** start DATASET **
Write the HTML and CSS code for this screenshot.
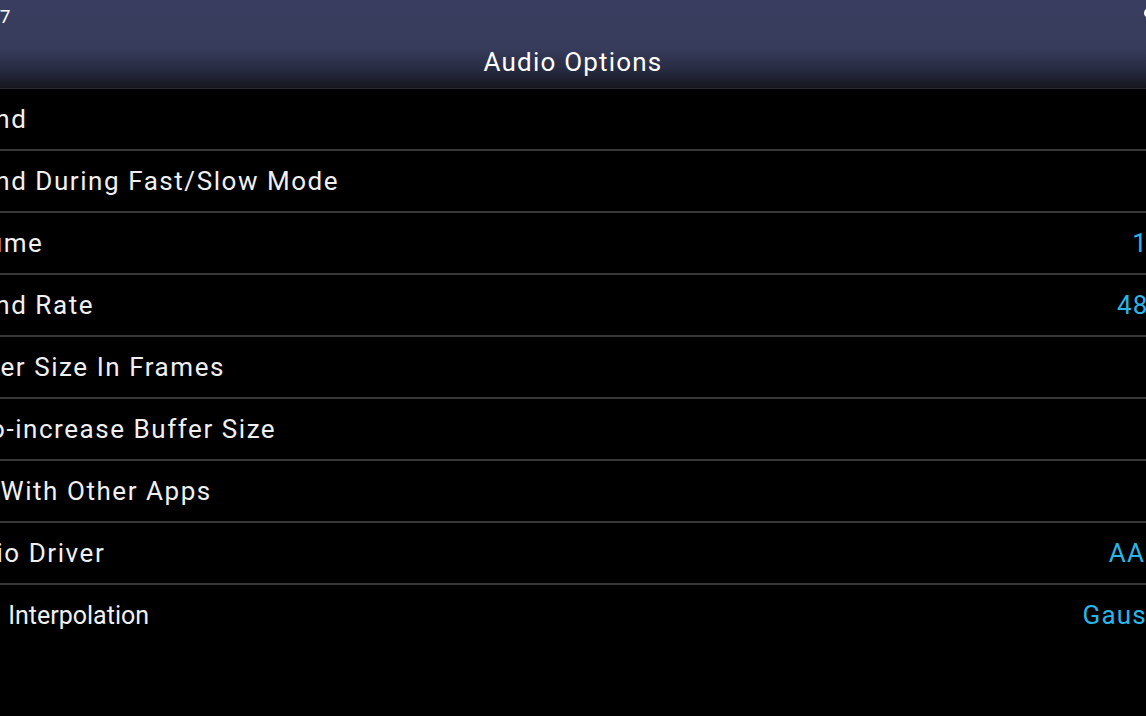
** end DATASET **
** start DATASET **
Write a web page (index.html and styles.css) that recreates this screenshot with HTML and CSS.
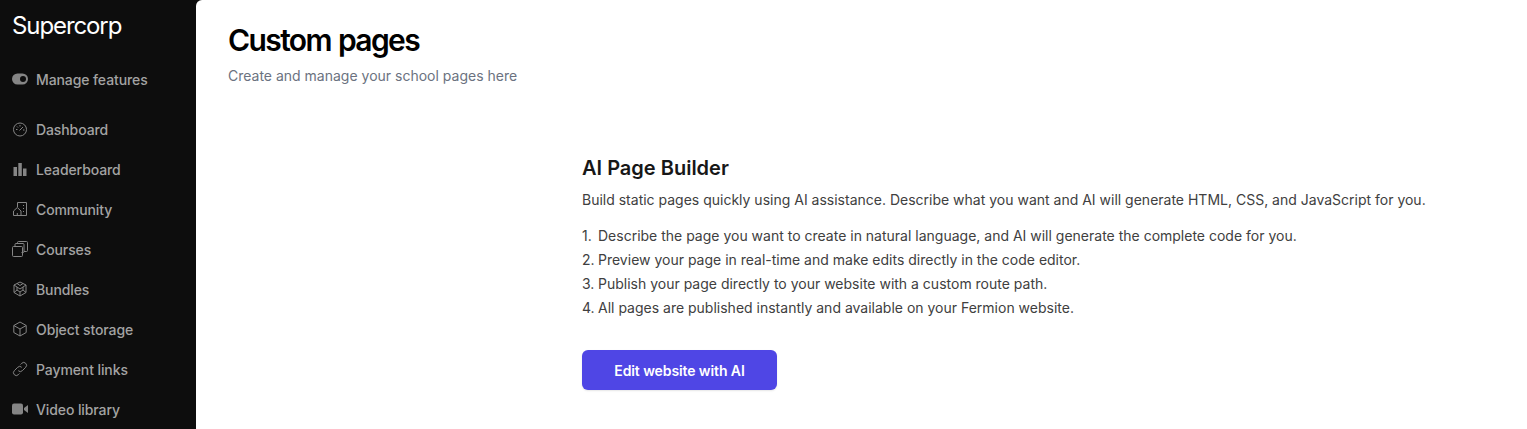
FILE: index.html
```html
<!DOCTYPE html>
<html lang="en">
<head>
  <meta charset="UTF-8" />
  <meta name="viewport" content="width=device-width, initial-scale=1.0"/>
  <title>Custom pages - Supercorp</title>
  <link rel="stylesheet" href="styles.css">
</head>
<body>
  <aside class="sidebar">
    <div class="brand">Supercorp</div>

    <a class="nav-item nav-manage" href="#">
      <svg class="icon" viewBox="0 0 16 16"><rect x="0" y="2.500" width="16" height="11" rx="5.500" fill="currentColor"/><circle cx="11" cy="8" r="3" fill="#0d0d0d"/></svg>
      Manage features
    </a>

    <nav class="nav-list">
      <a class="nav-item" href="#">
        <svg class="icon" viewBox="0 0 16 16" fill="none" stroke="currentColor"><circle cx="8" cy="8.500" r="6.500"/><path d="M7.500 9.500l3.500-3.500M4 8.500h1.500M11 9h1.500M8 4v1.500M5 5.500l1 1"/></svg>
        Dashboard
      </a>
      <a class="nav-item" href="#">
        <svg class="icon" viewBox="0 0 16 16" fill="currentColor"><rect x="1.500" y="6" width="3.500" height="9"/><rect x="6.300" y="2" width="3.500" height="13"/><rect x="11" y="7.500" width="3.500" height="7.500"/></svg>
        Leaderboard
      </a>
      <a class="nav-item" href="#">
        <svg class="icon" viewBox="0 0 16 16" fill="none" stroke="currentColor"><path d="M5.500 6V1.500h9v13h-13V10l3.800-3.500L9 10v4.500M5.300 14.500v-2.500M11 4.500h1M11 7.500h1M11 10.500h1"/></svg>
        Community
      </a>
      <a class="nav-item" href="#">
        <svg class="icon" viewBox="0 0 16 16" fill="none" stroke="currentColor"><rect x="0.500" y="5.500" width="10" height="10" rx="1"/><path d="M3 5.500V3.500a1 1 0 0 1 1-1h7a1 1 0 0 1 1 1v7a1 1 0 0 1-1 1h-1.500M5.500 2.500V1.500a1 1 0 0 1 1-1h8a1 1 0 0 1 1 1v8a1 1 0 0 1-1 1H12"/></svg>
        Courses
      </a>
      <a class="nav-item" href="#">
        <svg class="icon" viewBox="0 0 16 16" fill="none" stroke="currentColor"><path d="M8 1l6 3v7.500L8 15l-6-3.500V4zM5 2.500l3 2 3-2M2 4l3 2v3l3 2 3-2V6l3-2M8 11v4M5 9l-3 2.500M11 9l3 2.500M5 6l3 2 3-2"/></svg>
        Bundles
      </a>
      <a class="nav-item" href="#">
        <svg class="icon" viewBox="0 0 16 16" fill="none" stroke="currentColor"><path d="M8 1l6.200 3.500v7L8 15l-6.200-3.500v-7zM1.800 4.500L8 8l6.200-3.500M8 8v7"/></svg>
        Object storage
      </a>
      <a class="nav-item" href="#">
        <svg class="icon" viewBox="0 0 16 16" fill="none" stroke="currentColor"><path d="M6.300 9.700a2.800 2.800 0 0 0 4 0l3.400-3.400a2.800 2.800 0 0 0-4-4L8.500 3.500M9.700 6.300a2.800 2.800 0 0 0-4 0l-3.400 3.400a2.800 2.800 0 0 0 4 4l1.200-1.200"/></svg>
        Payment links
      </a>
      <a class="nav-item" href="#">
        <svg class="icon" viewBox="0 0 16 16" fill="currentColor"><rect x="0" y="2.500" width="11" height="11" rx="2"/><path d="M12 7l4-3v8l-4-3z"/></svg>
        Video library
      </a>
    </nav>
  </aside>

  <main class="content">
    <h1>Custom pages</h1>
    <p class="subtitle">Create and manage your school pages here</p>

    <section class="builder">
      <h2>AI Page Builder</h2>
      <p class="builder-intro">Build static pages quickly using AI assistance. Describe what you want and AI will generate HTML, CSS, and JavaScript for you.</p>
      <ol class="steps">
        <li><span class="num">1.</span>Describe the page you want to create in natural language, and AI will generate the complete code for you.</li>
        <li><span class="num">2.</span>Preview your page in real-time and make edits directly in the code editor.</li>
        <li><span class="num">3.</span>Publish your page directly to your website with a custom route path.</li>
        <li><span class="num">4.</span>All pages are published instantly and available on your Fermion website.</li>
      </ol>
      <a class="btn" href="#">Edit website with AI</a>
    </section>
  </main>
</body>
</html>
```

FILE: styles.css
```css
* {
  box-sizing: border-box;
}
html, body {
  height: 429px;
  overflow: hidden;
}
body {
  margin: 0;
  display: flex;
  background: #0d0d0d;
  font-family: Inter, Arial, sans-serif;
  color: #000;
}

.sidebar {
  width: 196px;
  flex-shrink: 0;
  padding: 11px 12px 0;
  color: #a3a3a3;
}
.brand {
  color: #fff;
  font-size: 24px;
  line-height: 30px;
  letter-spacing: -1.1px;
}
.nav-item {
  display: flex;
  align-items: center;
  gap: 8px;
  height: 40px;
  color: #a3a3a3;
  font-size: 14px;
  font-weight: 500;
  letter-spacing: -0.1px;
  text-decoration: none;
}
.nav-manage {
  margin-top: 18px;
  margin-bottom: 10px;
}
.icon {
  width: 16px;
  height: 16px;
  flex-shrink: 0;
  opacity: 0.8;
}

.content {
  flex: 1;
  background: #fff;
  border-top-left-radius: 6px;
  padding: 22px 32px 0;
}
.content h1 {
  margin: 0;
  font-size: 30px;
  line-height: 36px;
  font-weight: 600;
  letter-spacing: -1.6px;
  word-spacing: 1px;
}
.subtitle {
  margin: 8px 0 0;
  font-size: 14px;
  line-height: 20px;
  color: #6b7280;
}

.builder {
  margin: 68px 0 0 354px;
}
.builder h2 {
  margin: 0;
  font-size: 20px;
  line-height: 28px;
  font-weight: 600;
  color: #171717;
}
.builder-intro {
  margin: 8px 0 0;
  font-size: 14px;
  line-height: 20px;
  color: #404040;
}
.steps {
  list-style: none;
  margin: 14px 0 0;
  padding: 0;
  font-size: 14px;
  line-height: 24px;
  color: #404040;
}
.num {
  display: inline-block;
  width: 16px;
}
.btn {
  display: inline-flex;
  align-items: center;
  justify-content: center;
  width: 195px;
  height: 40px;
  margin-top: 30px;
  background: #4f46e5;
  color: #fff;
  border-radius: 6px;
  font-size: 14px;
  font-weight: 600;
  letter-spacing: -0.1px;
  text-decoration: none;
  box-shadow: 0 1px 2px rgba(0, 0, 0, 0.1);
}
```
** end DATASET **
● PROBLEM DESCRIPTION: List each line of the entries that holds the string "this".

● TASK ANSWER:
Write the HTML and CSS code for this screenshot.
Write a web page (index.html and styles.css) that recreates this screenshot with HTML and CSS.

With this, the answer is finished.